>> start Material provided
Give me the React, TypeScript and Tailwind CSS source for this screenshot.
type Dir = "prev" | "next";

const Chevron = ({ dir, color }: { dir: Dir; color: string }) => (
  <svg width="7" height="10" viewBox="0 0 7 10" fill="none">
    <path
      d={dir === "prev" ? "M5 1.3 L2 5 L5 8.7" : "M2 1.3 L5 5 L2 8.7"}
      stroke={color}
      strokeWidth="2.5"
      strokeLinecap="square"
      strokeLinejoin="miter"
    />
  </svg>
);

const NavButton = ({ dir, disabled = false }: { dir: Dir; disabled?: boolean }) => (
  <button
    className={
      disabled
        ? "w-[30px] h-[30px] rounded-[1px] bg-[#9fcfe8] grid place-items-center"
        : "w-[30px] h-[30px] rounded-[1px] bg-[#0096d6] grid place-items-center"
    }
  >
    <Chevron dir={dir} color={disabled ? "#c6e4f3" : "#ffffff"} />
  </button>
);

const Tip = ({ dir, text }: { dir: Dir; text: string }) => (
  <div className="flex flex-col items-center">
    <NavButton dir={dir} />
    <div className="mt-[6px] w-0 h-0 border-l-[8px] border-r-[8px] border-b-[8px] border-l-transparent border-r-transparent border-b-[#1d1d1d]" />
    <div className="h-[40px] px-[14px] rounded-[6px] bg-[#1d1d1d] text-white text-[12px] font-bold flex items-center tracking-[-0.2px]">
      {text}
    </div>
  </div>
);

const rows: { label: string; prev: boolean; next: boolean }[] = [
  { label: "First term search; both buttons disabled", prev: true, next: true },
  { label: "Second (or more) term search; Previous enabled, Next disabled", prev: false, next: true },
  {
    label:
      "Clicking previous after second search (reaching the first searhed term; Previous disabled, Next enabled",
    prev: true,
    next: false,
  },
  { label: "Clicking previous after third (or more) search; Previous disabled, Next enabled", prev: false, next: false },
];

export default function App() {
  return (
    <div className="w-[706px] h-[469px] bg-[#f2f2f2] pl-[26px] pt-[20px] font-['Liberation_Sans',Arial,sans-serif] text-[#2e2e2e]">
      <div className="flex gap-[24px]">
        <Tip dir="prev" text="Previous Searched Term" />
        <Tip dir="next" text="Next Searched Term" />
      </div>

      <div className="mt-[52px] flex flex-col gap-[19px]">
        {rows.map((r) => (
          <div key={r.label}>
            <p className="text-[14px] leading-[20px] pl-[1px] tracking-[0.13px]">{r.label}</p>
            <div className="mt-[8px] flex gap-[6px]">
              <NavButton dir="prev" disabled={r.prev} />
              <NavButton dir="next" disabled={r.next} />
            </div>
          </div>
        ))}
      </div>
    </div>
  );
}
>> end Material provided
### Task to carry out
Copy all of the material word for word.

### Answer to the task
Give me the React, TypeScript and Tailwind CSS source for this screenshot.
type Dir = "prev" | "next";

const Chevron = ({ dir, color }: { dir: Dir; color: string }) => (
  <svg width="7" height="10" viewBox="0 0 7 10" fill="none">
    <path
      d={dir === "prev" ? "M5 1.3 L2 5 L5 8.7" : "M2 1.3 L5 5 L2 8.7"}
      stroke={color}
      strokeWidth="2.5"
      strokeLinecap="square"
      strokeLinejoin="miter"
    />
  </svg>
);

const NavButton = ({ dir, disabled = false }: { dir: Dir; disabled?: boolean }) => (
  <button
    className={
      disabled
        ? "w-[30px] h-[30px] rounded-[1px] bg-[#9fcfe8] grid place-items-center"
        : "w-[30px] h-[30px] rounded-[1px] bg-[#0096d6] grid place-items-center"
    }
  >
    <Chevron dir={dir} color={disabled ? "#c6e4f3" : "#ffffff"} />
  </button>
);

const Tip = ({ dir, text }: { dir: Dir; text: string }) => (
  <div className="flex flex-col items-center">
    <NavButton dir={dir} />
    <div className="mt-[6px] w-0 h-0 border-l-[8px] border-r-[8px] border-b-[8px] border-l-transparent border-r-transparent border-b-[#1d1d1d]" />
    <div className="h-[40px] px-[14px] rounded-[6px] bg-[#1d1d1d] text-white text-[12px] font-bold flex items-center tracking-[-0.2px]">
      {text}
    </div>
  </div>
);

const rows: { label: string; prev: boolean; next: boolean }[] = [
  { label: "First term search; both buttons disabled", prev: true, next: true },
  { label: "Second (or more) term search; Previous enabled, Next disabled", prev: false, next: true },
  {
    label:
      "Clicking previous after second search (reaching the first searhed term; Previous disabled, Next enabled",
    prev: true,
    next: false,
  },
  { label: "Clicking previous after third (or more) search; Previous disabled, Next enabled", prev: false, next: false },
];

export default function App() {
  return (
    <div className="w-[706px] h-[469px] bg-[#f2f2f2] pl-[26px] pt-[20px] font-['Liberation_Sans',Arial,sans-serif] text-[#2e2e2e]">
      <div className="flex gap-[24px]">
        <Tip dir="prev" text="Previous Searched Term" />
        <Tip dir="next" text="Next Searched Term" />
      </div>

      <div className="mt-[52px] flex flex-col gap-[19px]">
        {rows.map((r) => (
          <div key={r.label}>
            <p className="text-[14px] leading-[20px] pl-[1px] tracking-[0.13px]">{r.label}</p>
            <div className="mt-[8px] flex gap-[6px]">
              <NavButton dir="prev" disabled={r.prev} />
              <NavButton dir="next" disabled={r.next} />
            </div>
          </div>
        ))}
      </div>
    </div>
  );
}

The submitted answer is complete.